The LPS File (1985): a film documenting a festival Carrión organized in Amsterdam in 1984 in tribute to Lilia Prado (1928-2006), a glamorous Mexican actress who was the star of many B movies in the 1950s and also appeared in several of Luis Buñuel’s films. Although the Lilia Prado Superstar festival was real (and also a piece of very public performance art), and although Carrión actually traveled to Mexico to persuade Prado to attend and negotiate the loans of her films, his after-the-fact documentary is apparently blatantly restaged.

Ulises Carrion, poster for Lilia Prado Superstar festival, 1984.
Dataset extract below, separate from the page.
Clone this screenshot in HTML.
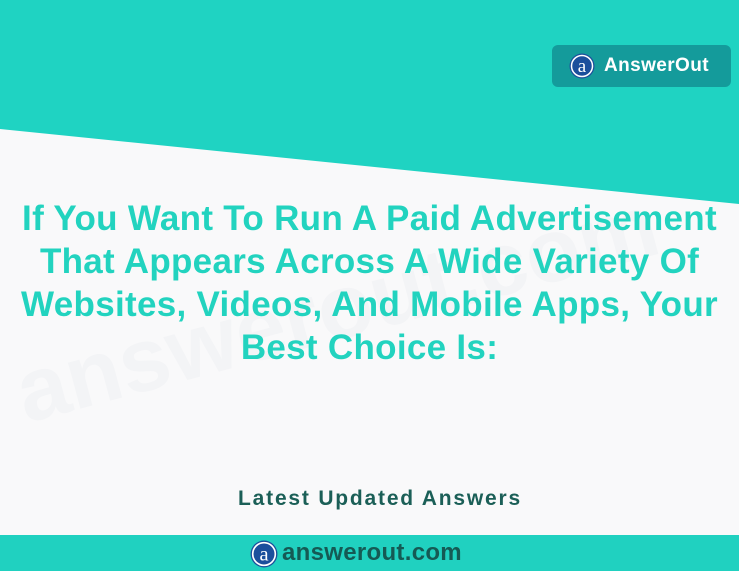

I hope, some day, to see some of Carrión’s videos and films and to hold examples of his artist books in my hands, but for now I feel that I am already genuinely engaged with them, and take permission to feel so from these lines in Carrión’s 1973 manifesto “The New Art of Making Books”: “In order to understand and to appreciate a book of the old art, it is necessary to read it thoroughly. In the new art you often do NOT need to read the whole book. The reading may stop at the very moment you have understood the total structure of the book.”

Raphael Rubinstein

Raphael Rubinstein, "Ulises Carrión / April 5 2013," The Silo (2013), 36–42.